Many people understand that education is in desperate need of reform, but few recognize how radical the reform must be. What is needed is not a bigger education budget, a stronger teacher's union, smaller class sizes, or more rigorous testing procedures. But neither is the solution simply a return to Classical Education. What is needed is a basic, pedagogical revolution—a revolution in the science of education—a revolution in the selection of content taught to students, and the method by which that content is presented. VanDamme Academy is the leader of that revolution. Pedagogically Correct is our newsletter.

Motivation, Part 4

http://www.pedagogicallycorrect.com/index.php?p=24

In this and the next newsletter, I will outline the principles that define a proper approach to motivation.

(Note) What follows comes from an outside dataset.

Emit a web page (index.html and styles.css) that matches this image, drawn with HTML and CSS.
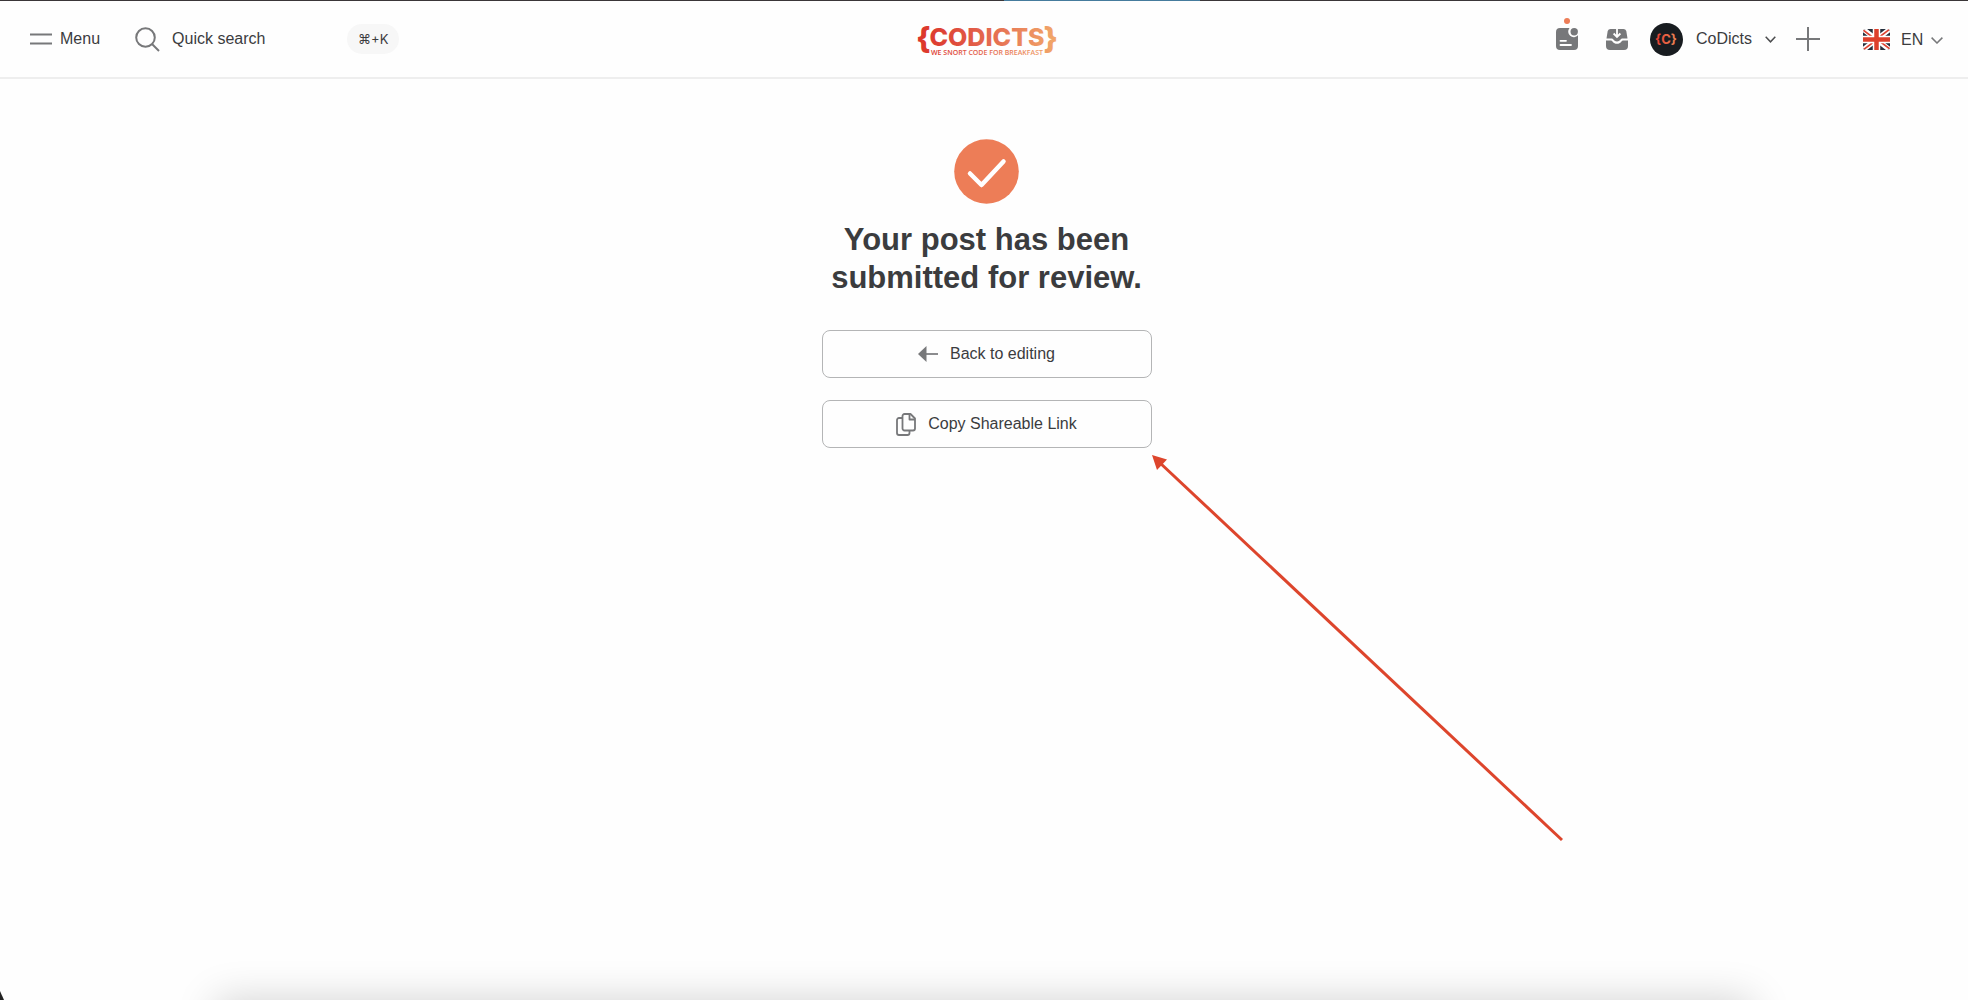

The first of these principles is that before a teacher can motivate the material of his subject, he must first carefully and explicitly identify the value of his subject. He must know, clearly and consciously, why a study of his subject is crucial to the child's life. This task is neglected for a variety of reasons. As I indicated in a past newsletter, the intrinsicist teacher does not regard his subject as having any value to the child's life; it is a duty imposed upon him, and the answer to why he should learn it begins, "Thou shalt..." The subjectivist teacher can offer no principled, absolute statement of a subject's value; value is relative, and depends on a variety of subjectively-defined, concrete goals, goals that change rapidly with the educational fashion. Even those with a more objective view of their subject's value rarely identify that value in terms so explicit that they can use it as an absolute standard guiding the approach of the course and can communicate that value explicitly to the students.

The VanDamme Academy brochure and website state concisely the essential value of each of the core subjects. On more than one occasion, a parent coming into the school has commented to me that until reading our website, he had never considered why each of these subjects is crucial. But the why-a statement of the indispensable value of this material to a person's life-is a prerequisite of a proper curriculum and of proper motivation; it should dictate the whole content and method of the course, and as I will explain, it must serve as the basic means of motivating the students.

The next important principle is that the purpose of the course must set the standard for the selection of its content. In literature, the purpose of teaching the child to experience literature as an art form sets the standard for the selection of works; the course must include those novels, plays, and stories that can achieve this purpose. If the purpose of reading is loosely defined in the teacher's mind as a way to expand the students' vocabulary, develop their ability to identify the main point of a given paragraph, and learn factual information in a fictional setting, then any textbook reader will do. If the purpose is a political agenda, of exposing students to other cultures, teaching them "tolerance," and shattering the belief that great literature is the province of dead white males, then any modern, PC novel, no matter the quality of its writing or depth of its theme (or even whether it has a theme) will do. A proper literature curriculum must be made up of literary classics for children and adults, classics that have endured because of the timelessness of their themes and the eloquence of their presentation. Exposed to great art from an early age, students become sophisticated and impassioned readers.